よくわからないが、突然インベーダーが出てきてそらをビームで攻撃。そらはレゴブロックになってしまった…全然怖くない。おもしろくない。しかも、時間が経つと変身はとけると判明。いったい何なんだろうこのレゴ化…。ついに来たか…という形で、実はトビのおんぼろ工場の地下にインベーダー対策支部があったと判明。研究や駆除のために日々活動していたらしく、そらのインベーダー化を治そうと、人間に協力的なインベーダーを呼び出すことにした。

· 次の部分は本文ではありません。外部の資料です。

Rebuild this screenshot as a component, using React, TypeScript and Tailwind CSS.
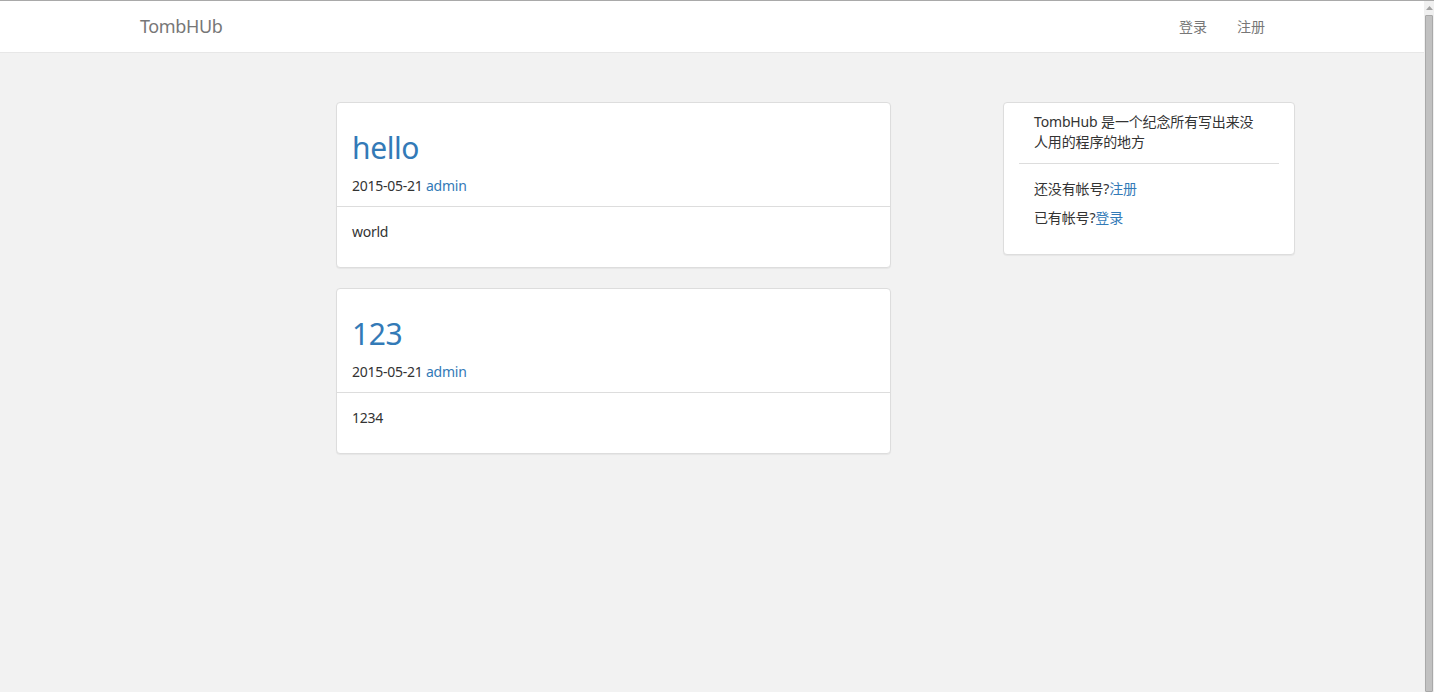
import React from 'react';

const posts = [
  { title: 'hello', date: '2015-05-21', author: 'admin', body: 'world' },
  { title: '123', date: '2015-05-21', author: 'admin', body: '1234' },
];

const font = "font-['Noto_Sans','Noto_Sans_CJK_SC',sans-serif]";

const PostCard: React.FC<{ title: string; date: string; author: string; body: string }> = ({ title, date, author, body }) => (
  <div className="mb-[20px] rounded-[4px] border border-[#dddddd] bg-white shadow-[0_1px_1px_rgba(0,0,0,0.05)]">
    <div className="border-b border-[#dddddd] px-[15px] pt-[28px] pb-[10px]">
      <a href="#" className="block text-[30px] leading-[33px] tracking-[-0.4px] text-[#337ab7]">{title}</a>
      <div className="mt-[12px] text-[14px] leading-[20px] tracking-[-0.25px] text-[#333333]">
        {date} <a href="#" className="text-[#337ab7]">{author}</a>
      </div>
    </div>
    <div className="px-[15px] pt-[15px] pb-[25px] text-[14px] leading-[20px] tracking-[-0.25px] text-[#333333]">{body}</div>
  </div>
);

export default function App() {
  return (
    <div className={`${font} flex h-[692px] overflow-hidden border-t border-[#a9a9a9] bg-[#f2f2f2]`}>
      <div className="flex-1">
        <nav className="h-[52px] border-b border-[#e7e7e7] bg-white">
          <div className="mx-auto flex h-full w-[1170px] items-center justify-between pr-[17px]">
            <a href="#" className="pl-[13px] text-[18px] tracking-[-0.4px] text-[#777777]">TombHUb</a>
            <div className="flex text-[14px] text-[#777777]">
              <a href="#" className="px-[15px]">登录</a>
              <a href="#" className="px-[15px]">注册</a>
            </div>
          </div>
        </nav>

        <div className="mx-auto flex w-[1170px] items-start pt-[49px] pl-[209px]">
          <div className="w-[555px]">
            {posts.map((p) => (
              <PostCard key={p.title} {...p} />
            ))}
          </div>

          <div className="ml-[112px] w-[292px] rounded-[4px] border border-[#dddddd] bg-white pt-[9px] pb-[26px] text-[14px] leading-[20px] tracking-[-0.15px] text-[#333333] shadow-[0_1px_1px_rgba(0,0,0,0.05)]">
            <p className="px-[30px]">TombHub 是一个纪念所有写出来没人用的程序的地方</p>
            <div className="mx-[15px] mt-[11px] mb-[15px] border-t border-[#dddddd]" />
            <p className="px-[30px]">
              还没有帐号?<a href="#" className="text-[#337ab7]">注册</a>
            </p>
            <p className="mt-[9px] px-[30px]">
              已有帐号?<a href="#" className="text-[#337ab7]">登录</a>
            </p>
          </div>
        </div>
      </div>

      <div className="flex w-[10px] flex-col bg-[#f0f0f0]">
        <div className="flex h-[14px] items-center justify-center">
          <svg width="7" height="4" viewBox="0 0 7 4">
            <polygon points="3.5,0 7,4 0,4" fill="#a3a3a3" />
          </svg>
        </div>
        <div className="mx-[1px] flex-1 rounded-[1px] border border-[#a9a9a9] bg-[#c1c1c1]" />
      </div>
    </div>
  );
}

はぐれはこんな感じで登場する。13年前に何があったかは謎なのだが、謎を秘めた始まり方はなかなかいい感触。トビがとにかく好みだったので、けっこう期待していた。下ネタはまぁしょうがないとして、さほど危険そうでもなく、明るく楽しめそうな漫画。
女の子が必死だとやっぱり引くと思うんだ
はぐれの狙いはトビの下半身である。なぜトビなのかは、13年前にあったという出来事に起因している様子。種の存続のために繁殖することを常々考えているトビは、もういい加減にはぐれがうるさすぎるので、少しくらい寄付してやればいいと思う。毎日要求されてむしろ光栄だと思ったほうがいいのに…真面目なトビにはできない相談。

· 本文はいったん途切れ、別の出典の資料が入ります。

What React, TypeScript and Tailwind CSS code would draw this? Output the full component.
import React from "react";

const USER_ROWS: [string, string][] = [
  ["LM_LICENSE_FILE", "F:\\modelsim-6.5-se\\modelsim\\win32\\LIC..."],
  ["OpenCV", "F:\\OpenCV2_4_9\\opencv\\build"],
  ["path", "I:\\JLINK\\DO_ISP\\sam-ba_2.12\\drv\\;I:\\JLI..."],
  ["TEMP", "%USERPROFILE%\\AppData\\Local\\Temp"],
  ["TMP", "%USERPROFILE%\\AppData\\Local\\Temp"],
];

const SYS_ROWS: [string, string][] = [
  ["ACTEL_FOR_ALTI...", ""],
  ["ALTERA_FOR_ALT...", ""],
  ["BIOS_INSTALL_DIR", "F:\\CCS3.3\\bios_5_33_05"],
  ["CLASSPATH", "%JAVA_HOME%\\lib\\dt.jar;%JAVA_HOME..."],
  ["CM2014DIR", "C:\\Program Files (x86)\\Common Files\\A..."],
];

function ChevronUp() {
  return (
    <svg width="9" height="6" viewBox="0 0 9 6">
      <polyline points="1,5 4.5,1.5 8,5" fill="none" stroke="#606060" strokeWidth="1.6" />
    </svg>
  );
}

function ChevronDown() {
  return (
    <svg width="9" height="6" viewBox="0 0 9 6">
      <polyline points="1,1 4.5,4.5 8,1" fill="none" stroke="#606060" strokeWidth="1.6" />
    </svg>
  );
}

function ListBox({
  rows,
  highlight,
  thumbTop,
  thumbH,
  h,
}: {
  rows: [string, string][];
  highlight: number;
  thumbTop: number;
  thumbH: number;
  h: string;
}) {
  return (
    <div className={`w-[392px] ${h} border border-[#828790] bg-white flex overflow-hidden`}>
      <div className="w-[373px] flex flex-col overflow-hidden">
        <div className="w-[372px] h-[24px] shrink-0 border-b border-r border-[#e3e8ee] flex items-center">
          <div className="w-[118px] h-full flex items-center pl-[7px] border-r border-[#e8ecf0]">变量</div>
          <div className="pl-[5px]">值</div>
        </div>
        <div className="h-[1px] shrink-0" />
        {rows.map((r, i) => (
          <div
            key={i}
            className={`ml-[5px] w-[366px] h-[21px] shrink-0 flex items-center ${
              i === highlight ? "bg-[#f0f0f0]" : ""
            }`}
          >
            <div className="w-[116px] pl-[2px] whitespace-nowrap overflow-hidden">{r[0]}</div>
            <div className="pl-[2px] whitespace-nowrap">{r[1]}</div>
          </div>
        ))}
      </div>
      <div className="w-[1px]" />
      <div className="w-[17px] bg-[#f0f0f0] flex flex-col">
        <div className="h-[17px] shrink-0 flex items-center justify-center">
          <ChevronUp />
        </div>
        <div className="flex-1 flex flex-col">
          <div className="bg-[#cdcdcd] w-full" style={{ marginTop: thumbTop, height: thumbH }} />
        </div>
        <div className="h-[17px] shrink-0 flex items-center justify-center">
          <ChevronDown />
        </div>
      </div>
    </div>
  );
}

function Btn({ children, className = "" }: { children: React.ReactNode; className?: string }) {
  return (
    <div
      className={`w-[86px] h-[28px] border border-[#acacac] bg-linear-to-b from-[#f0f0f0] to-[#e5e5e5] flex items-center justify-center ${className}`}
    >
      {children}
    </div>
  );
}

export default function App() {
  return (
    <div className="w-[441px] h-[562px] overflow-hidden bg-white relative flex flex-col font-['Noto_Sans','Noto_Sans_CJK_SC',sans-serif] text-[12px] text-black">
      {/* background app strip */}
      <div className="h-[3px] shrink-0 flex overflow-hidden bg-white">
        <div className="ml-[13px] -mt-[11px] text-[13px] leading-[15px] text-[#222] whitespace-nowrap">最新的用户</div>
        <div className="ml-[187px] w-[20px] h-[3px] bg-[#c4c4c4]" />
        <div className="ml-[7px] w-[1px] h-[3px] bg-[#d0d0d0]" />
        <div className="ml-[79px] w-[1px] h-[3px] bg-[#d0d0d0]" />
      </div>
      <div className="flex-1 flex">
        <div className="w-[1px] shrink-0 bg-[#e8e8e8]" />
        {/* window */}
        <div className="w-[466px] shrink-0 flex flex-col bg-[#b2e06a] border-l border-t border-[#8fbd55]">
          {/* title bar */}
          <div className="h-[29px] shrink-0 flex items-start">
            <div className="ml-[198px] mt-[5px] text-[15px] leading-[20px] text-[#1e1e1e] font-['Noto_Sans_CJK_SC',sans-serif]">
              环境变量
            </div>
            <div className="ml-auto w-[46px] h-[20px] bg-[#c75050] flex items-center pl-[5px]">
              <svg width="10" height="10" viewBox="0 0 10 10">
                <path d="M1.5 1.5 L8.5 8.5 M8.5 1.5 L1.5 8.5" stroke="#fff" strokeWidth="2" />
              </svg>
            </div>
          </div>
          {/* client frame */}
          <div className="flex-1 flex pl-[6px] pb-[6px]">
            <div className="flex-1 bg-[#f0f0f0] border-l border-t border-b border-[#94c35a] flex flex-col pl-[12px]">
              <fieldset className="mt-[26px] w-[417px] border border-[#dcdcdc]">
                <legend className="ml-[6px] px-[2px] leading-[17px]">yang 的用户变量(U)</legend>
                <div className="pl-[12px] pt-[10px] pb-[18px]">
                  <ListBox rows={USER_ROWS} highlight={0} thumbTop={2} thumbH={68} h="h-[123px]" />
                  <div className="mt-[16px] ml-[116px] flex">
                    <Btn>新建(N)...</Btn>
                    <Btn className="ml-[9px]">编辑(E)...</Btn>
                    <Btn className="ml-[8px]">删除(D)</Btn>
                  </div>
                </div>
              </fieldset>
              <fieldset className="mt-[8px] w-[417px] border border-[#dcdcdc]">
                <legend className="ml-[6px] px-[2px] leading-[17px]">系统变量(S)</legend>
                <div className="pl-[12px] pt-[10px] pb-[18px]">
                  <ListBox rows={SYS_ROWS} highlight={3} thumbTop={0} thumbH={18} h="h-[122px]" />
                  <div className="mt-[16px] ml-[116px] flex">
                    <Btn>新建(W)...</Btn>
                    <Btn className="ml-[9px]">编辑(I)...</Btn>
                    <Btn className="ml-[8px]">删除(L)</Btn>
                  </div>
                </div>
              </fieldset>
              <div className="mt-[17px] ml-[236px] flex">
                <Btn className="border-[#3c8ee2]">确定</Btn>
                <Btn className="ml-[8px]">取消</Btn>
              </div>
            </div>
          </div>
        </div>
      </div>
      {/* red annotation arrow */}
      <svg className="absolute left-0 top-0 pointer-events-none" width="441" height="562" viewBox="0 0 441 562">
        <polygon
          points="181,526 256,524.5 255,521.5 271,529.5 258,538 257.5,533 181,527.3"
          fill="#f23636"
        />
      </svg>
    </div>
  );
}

というか、はぐれもその行為の全容をわかっていないと思うのだが、どうだろう?攻めまくってるわりに、実際にはどうやったらいいのかわかっていない…というパターンだったんじゃないだろうか。もしくは、魚みたいに体外で可能なのがインベーダーなのかな。とりあえず、繁殖に愛はいらないらしい。
個人的には、はぐれが受け身になる時をずっと待っていた。しかし、そんなイベントに出会うこともできずに2巻で終わっちゃったんだけどね。
インベーダーと戦闘するときには、トビははぐれとドッキングしなければならない。エネルギー源が性欲になってて、キーになるのはそらなんだが…いや、ちょっとあまりに露骨じゃありませんかね…戦いたいのにそらを原動力にしなければならないなんて、本気出したらその分盛ってるってことになるじゃないか。真面目なトビにとっては複雑。反応も剣に如実に出るし、この戦い方だけはやめてほしかった…。はぐれが異様にトビに迫るだけでよかったのに、ギャグにしすぎだろう。2歳のトビに対して性的欲求をぶつけていたはぐれもだいぶおかしいが、それは宇宙人だし価値観が違うのだろうね。
インベーダーウイルスのくだらなさ
ウイルスにかかってレゴブロックになるけど、死ぬわけじゃない。しかもタイミング間違えなければ元に戻る…もうそんなウイルスは楽しんじゃえばいいんじゃないか?治る方法は気長に研究したらどうだろう…その間にトビは別の誰かと結婚しちゃうかもしれないけどね。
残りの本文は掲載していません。